Since I headed off to college in the fall of 1981, I have continually sought Hill's "other possibilities" and been aided by a crucial and ever expanding network of friends, acquaintances, and Net sources who have shared music with me. I have been privileged to share Memphis Blues Today! with many of them. Most famously, I tipped the local blues guru Wayne Kelly to the album: "G. E. Light lent me Memphis Blues Today! because I'm part of a handful of diehards who broadcast a weekly blues how on WMSV in Starkville, MS, and because I flunked the 'Have you ever heard of these guys quiz?'" Since Wayne has caught me up on a decade's worth of new blues not to mention some key recordings of classic bluesman like Guitar Slim's Sufferin' Mind and The Essential Otis Rush: The Complete Cobra Recordings, my debt remains outstanding. Like many of us music types, Smitty Ray, my fellow Fieldstones enthusiast, has friends with whom he shares music and vice versa: "They've [these shared recordings] given so much pleasure to my life that it would be an act of evil not to share them. This, of course, makes me appear very cool and knowledgeable in the eyes of others, who, hopefully, pass them on with similar results. I owe much of this easily-gotten cachet to these friends. One of those friends is George Hemphill." Hemphill introduced him to artists like R.L. Burnside on Fat Possum and Jessie Mae Hemphill (no relation) on HMG. Her albums "came across to me as being if not exactly more honest than the Fat Possum stuff, then as a different kind of honest. Its HMG label was a new one on me and so, off I went to the record store looking for more. That search, of course, led him inevitably to the Fieldstones. And started the process which lead to this article.

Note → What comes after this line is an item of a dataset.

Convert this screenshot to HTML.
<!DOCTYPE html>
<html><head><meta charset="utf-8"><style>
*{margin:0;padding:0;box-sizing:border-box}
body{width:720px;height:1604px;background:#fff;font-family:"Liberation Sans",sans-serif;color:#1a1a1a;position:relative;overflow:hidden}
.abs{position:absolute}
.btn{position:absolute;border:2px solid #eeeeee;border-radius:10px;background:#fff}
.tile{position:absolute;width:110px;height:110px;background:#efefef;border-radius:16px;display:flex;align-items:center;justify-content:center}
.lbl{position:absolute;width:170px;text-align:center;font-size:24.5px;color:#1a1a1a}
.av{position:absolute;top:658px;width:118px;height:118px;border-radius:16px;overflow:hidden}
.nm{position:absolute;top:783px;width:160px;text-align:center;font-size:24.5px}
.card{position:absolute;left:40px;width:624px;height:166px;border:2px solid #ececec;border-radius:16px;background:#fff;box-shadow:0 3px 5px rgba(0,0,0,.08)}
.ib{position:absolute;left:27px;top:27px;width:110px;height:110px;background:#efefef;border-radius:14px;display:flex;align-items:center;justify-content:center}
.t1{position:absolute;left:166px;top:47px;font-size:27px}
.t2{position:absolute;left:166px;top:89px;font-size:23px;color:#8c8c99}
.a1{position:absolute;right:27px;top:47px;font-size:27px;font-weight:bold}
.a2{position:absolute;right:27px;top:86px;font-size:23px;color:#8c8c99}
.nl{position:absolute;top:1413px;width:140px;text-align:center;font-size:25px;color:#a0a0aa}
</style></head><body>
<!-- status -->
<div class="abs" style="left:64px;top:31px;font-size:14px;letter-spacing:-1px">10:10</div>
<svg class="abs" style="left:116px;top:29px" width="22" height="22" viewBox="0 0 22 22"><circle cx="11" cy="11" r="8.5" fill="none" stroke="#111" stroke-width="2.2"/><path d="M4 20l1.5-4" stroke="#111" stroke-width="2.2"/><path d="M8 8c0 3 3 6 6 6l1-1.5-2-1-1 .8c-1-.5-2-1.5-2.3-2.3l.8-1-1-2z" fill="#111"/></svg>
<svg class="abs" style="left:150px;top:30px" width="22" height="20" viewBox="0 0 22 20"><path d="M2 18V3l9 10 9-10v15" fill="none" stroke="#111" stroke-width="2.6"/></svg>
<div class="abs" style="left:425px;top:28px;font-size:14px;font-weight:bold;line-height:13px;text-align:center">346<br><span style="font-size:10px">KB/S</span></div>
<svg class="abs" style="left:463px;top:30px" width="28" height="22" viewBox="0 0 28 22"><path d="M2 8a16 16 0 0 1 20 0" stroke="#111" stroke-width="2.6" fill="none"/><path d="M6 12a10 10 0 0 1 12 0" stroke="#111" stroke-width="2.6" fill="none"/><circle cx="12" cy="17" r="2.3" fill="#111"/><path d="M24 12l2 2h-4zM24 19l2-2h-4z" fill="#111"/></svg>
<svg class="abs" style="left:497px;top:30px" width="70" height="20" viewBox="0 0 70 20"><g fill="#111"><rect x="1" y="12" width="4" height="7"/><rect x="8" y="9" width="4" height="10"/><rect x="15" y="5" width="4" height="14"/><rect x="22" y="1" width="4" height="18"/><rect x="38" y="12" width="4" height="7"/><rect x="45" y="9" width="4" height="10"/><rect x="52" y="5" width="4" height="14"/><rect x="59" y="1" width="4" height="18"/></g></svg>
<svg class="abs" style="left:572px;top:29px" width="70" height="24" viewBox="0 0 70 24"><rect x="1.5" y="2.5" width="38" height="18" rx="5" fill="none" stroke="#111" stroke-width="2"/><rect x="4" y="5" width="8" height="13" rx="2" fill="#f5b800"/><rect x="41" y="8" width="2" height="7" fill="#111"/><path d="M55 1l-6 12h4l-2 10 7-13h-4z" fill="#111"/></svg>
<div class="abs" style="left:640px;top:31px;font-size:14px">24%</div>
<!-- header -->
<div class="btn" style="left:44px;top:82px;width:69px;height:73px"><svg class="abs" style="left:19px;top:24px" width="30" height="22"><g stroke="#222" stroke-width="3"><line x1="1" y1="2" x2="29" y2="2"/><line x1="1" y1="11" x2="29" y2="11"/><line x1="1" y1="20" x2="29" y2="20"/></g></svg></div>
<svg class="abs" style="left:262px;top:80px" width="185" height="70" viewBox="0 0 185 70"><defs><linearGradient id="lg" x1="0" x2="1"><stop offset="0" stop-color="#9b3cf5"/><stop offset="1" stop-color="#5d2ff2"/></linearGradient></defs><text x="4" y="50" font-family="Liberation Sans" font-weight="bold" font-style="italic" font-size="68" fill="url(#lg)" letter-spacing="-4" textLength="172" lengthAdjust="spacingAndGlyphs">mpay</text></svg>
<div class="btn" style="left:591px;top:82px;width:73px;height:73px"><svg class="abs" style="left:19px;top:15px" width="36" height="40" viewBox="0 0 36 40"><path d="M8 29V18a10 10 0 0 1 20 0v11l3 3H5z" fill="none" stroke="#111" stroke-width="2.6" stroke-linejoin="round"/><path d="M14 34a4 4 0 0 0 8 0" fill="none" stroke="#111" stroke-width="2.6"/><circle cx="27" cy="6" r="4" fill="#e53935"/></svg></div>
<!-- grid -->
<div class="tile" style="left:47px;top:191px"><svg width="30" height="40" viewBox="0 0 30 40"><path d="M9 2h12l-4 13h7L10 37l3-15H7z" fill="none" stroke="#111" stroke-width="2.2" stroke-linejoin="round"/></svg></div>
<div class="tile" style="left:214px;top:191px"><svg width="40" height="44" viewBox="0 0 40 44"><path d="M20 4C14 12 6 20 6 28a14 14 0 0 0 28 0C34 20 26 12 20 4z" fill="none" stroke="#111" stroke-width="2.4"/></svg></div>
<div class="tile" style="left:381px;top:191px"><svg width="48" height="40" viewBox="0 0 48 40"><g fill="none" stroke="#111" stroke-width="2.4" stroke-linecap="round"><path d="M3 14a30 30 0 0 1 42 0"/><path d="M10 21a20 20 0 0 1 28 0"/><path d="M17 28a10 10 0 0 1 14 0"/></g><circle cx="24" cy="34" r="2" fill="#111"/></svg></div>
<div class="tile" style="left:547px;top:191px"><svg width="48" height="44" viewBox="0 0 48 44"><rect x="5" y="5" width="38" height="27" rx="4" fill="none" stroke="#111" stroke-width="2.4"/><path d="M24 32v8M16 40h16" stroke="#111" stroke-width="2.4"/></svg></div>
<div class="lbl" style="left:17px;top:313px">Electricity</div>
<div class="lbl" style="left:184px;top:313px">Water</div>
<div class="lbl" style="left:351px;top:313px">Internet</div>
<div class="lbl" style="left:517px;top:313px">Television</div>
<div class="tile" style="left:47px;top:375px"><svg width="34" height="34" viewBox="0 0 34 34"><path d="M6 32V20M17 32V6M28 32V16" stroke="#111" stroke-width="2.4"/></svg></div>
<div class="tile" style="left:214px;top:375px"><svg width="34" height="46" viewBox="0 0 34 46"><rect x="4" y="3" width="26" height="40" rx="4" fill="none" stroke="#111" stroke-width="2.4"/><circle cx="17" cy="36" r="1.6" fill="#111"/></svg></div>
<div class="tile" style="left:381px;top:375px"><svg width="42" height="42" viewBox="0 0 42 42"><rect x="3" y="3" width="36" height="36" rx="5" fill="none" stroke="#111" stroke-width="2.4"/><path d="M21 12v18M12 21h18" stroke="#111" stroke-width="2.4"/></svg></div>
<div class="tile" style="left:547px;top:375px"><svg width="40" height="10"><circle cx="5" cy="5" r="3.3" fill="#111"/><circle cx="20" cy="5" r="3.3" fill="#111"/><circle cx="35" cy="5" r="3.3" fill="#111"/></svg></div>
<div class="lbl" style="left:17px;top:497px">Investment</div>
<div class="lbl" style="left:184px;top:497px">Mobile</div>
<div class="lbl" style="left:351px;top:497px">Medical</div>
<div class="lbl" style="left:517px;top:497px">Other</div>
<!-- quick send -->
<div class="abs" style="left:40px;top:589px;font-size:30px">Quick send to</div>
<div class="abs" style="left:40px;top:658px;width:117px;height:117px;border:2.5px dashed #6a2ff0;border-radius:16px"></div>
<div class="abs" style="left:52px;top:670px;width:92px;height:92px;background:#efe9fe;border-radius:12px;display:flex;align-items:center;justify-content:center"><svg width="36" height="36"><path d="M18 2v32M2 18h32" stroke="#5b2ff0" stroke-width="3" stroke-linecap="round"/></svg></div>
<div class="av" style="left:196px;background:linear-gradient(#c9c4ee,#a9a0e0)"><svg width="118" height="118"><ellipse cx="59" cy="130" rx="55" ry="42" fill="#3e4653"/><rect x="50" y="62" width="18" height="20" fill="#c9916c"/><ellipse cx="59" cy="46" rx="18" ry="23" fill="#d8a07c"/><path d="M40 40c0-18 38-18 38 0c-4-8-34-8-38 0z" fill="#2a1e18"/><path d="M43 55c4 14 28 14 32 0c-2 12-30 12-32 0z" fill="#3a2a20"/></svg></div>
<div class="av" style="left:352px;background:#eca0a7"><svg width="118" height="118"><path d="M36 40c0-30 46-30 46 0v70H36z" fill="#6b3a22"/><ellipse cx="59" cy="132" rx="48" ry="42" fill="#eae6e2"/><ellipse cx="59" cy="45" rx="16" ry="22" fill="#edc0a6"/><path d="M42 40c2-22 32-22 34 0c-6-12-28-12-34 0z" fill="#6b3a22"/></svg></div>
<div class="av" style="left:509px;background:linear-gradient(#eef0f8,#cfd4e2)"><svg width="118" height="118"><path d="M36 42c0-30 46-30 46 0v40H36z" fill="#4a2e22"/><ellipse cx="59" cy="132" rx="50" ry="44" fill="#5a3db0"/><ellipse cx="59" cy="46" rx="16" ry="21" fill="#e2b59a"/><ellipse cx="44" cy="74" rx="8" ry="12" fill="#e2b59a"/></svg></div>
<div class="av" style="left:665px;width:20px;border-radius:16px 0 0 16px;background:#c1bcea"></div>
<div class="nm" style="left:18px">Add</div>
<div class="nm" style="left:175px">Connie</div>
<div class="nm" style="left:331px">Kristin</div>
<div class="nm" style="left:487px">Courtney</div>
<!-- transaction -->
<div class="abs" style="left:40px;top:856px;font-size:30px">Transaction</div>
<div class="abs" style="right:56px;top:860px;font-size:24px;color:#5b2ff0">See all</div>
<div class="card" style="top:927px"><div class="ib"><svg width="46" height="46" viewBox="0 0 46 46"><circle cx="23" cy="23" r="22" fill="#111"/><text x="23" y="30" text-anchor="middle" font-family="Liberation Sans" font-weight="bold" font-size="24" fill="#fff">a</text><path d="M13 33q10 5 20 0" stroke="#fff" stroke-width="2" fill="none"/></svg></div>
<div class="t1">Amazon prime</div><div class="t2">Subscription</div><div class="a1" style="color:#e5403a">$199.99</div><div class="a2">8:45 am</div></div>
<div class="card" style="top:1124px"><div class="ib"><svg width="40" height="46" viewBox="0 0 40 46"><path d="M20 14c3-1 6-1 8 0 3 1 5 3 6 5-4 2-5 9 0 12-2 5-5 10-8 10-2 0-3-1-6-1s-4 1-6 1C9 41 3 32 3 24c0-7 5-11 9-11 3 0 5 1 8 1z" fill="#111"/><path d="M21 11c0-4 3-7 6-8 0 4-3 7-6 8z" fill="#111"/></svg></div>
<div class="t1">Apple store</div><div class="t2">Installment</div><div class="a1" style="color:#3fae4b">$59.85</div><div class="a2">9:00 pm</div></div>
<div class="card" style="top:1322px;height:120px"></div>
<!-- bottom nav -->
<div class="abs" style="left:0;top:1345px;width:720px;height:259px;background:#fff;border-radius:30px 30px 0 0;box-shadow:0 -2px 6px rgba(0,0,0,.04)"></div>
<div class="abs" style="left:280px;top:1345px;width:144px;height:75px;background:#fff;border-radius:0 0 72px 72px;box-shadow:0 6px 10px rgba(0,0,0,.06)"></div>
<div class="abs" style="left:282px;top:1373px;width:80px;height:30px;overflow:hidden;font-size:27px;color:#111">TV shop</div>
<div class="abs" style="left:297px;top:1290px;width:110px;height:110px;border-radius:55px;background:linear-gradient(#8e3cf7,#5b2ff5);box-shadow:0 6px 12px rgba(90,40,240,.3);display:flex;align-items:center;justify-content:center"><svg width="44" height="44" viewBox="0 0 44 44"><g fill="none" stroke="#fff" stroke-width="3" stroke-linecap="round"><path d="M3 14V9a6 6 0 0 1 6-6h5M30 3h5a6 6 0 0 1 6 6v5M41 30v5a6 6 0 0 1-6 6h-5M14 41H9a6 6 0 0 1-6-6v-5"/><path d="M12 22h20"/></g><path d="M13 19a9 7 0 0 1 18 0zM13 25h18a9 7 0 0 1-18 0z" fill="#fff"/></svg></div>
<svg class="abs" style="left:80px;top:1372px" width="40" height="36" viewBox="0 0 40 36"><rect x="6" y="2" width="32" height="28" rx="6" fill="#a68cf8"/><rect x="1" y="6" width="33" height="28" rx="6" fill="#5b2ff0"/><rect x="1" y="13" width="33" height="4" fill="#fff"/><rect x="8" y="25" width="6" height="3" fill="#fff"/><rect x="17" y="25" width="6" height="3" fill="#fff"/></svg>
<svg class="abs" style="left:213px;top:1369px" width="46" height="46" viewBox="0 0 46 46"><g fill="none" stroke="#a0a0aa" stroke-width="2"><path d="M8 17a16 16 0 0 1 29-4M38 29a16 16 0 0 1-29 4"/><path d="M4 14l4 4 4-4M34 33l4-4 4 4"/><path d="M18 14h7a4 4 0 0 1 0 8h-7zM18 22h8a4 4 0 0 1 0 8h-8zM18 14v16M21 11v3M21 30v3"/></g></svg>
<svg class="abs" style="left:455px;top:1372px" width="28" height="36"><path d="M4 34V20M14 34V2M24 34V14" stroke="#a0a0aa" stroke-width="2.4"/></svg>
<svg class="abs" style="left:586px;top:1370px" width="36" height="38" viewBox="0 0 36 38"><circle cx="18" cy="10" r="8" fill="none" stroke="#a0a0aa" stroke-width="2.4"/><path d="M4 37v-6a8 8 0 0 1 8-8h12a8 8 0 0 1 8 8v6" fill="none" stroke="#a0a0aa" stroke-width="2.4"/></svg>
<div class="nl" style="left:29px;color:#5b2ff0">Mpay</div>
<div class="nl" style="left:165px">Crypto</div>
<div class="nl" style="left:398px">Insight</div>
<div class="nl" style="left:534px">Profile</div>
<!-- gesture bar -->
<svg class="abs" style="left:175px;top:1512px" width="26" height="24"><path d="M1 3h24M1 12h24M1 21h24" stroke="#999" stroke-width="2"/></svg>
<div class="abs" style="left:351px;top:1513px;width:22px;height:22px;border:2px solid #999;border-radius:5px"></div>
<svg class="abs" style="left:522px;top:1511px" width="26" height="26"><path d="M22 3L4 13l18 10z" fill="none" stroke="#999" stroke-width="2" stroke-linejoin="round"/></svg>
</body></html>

The moral of this story is that with a little help from our friends we can change the world. We can rewrite the inadequate musical histories of our favorite genres and artists. Specifically, I'd like to see a more inclusive and complex history of the Blues that has space for a band like the Fieldstones and a masterpiece like Memphis Blues Today! The story began with Smitty Ray leading me to the album. Now its only fitting he end this narrative by telling you how he found the recording himself. Here's the rest of the story as Smitty Ray tells it:

I eventually found the earlier recordings of Burnside and Kimbrough and bands like The Bluesbusters and The Fieldstones. The Stones hit me in much the same way that "Too Bad Jim" did-a visceral reminder of the best club bands, or to be more precise, the best bands in a club that I could remember. Or imagine. They were supremely tight and funky, and those two guitars made me think of both Stax-flavored rhythm and blues and the juju music of King Sunny Ade. It may not actually be there, but, like all those smoky, boozy joints in my memory, it might be. This hit me as a smart, modern blues coming from the source: small black nightclubs in Memphis. And like those other two records, it moved me back to the increasingly rare times in my life when I've been in the presence of powerful, sweaty, intimate performances.

"Blues Today"? Hell, fifteen years after it was recorded, its still hipper, and I hate to use this term, but goddammit, you know what I'm talking about, bluesier than anything out there. Ain't that sad?

I concur and conclude as Joe Hooks himself concludes the album: "[We are] of the Fieldstones, [cuz they] plays nothin' but the blues"!